The good news: profitability is still holding up
The better side of the coin, in my view, is the fact that Atlassian has been able to maintain a rich fountain of profits even amid softening growth rates. Many of the larger-cap SaaS software companies around Atlassian's size, like Salesforce (CRM) and Workday (WDAY), have long struggled to meet investors' demand for greater operating leverage and profitability, but Atlassian has long been able to maintain rich operating margins.
Q3 was no different. Despite a slight 50bps drop in pro forma gross margins (we note that Atlassian's gross margins in the mid-80s are sky-high, even for the software industry), Atlassian managed to slightly scale down both R&D and sales/marketing expenses as a percentage of revenues to keep pro forma operating margins flat at 18.8%.

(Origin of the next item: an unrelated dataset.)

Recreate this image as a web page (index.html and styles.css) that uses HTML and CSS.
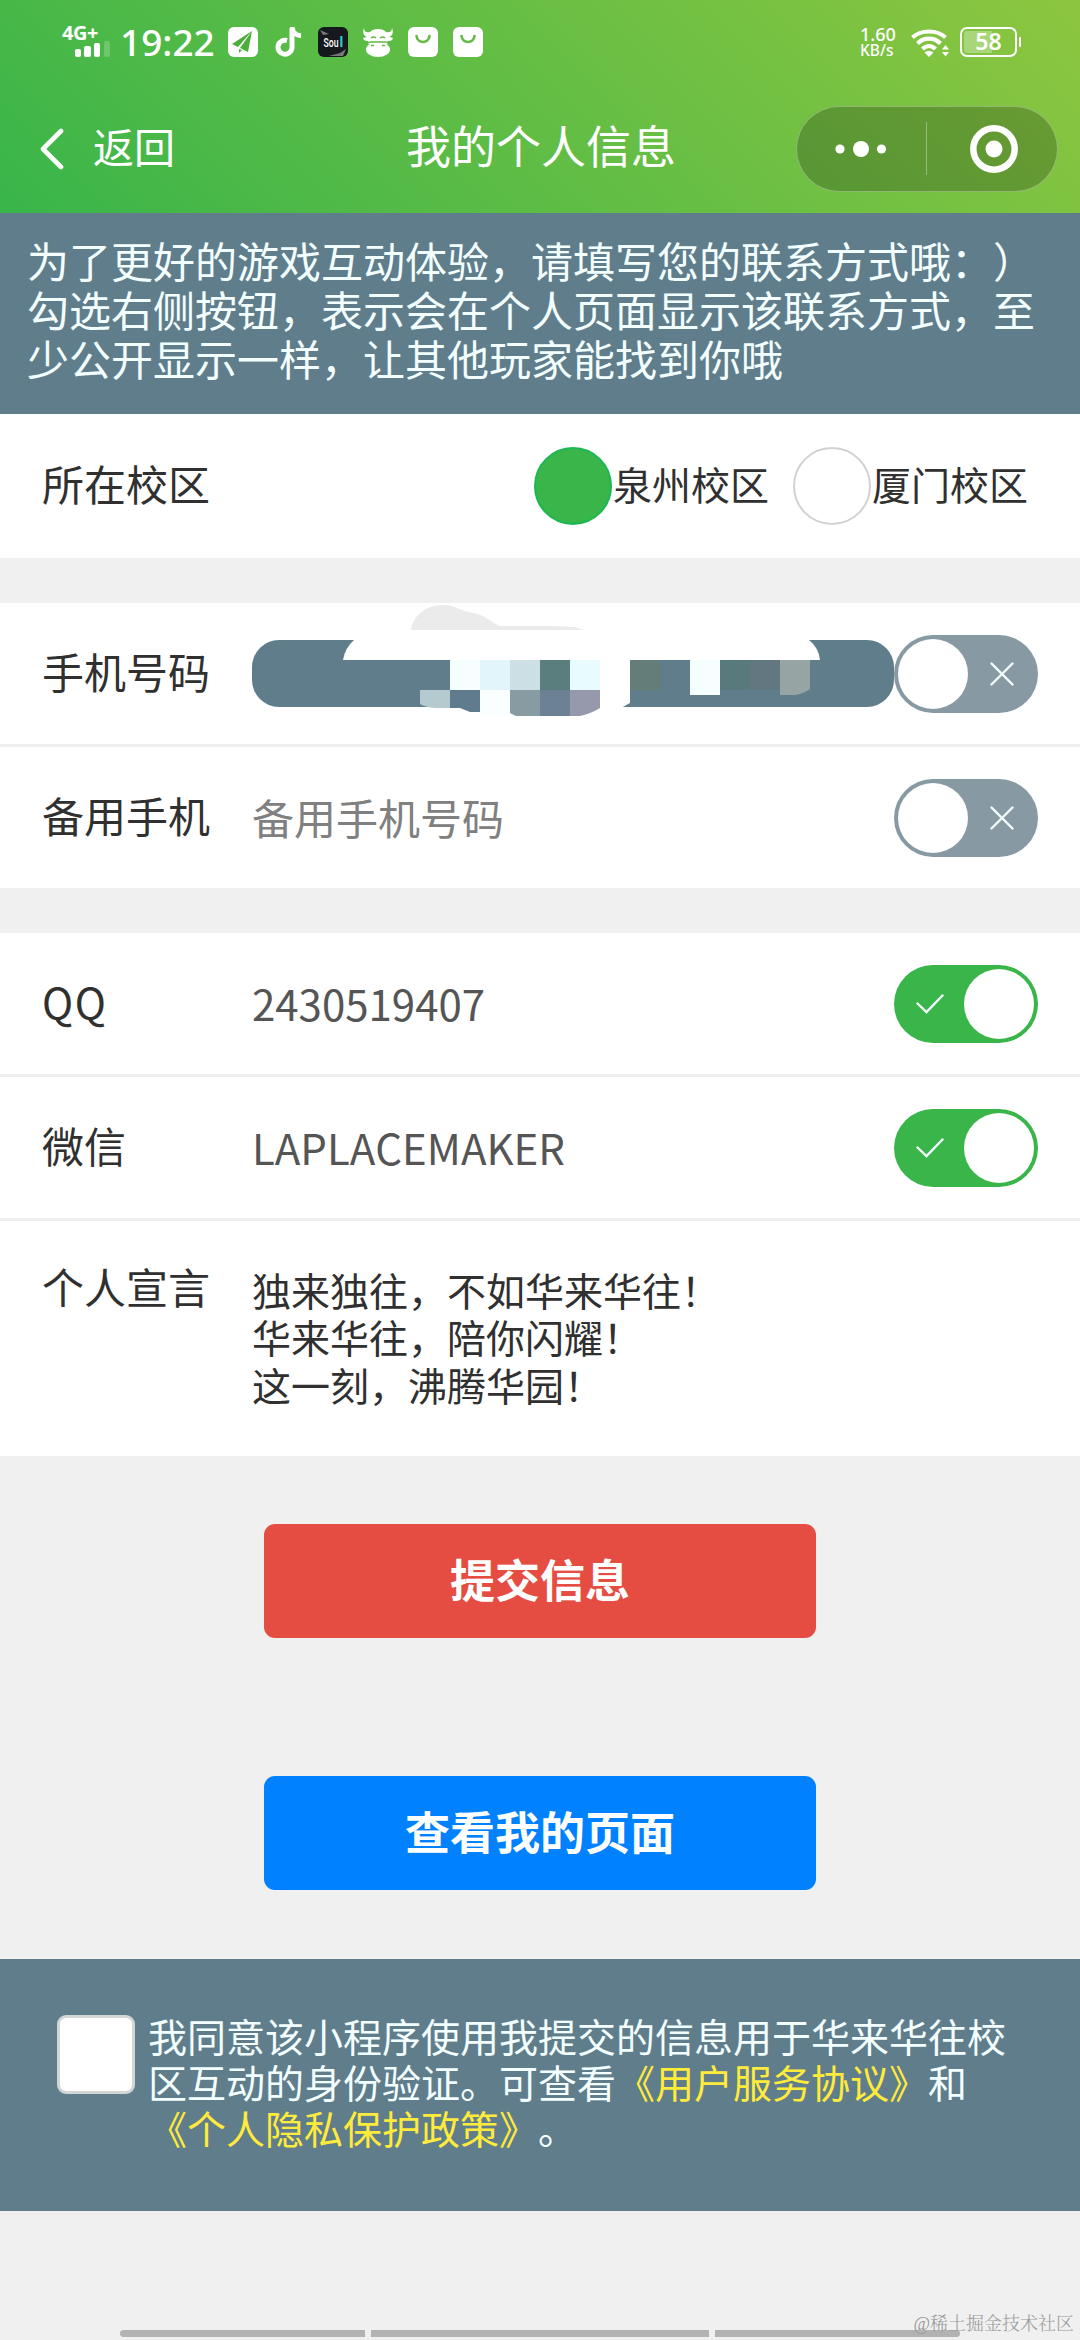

Figure 4. Atlassian margin trends
Source: Atlassian Q3 shareholder letter
Atlassian's third-quarter free cash flow also grew 10% y/y to $140.3 million, and the company says that it's on track to deliver up to $475 million in free cash flow for the full year. Alongside a balance sheet that holds $2.07 billion in cash and no debt, Atlassian is one of the most liquid companies in the software sector - amid a time when liquidity concerns have forced investors to stream out of some of the smaller, faster-growing software stocks.
Still, we note that these rich margins and cash flow are already captured in Atlassian's valuation. At current share prices near $155, Atlassian's market cap and enterprise value are $37.94 billion and $35.87 billion, respectively; the latter carries a valuation multiple at ~75x EV/FY20 free cash flow, which is a heady multiple in a down market that has put many other stocks at fire-sale levels.
Key takeaways
The bottom line on Atlassian: investors had pumped up this stock in the hopes that the company would issue guidance pointing to more robust remote work-driven demand lifts, but Atlassian's outlook for continued deceleration in Q4 has quelled those hopes. With no near-term catalysts on the horizon, it's difficult to see Atlassian's valuation multiple expanding materially from its current ~23x forward revenues and ~75x FCF, already pushing the upper bounds of reasonability. Stay on the sidelines here.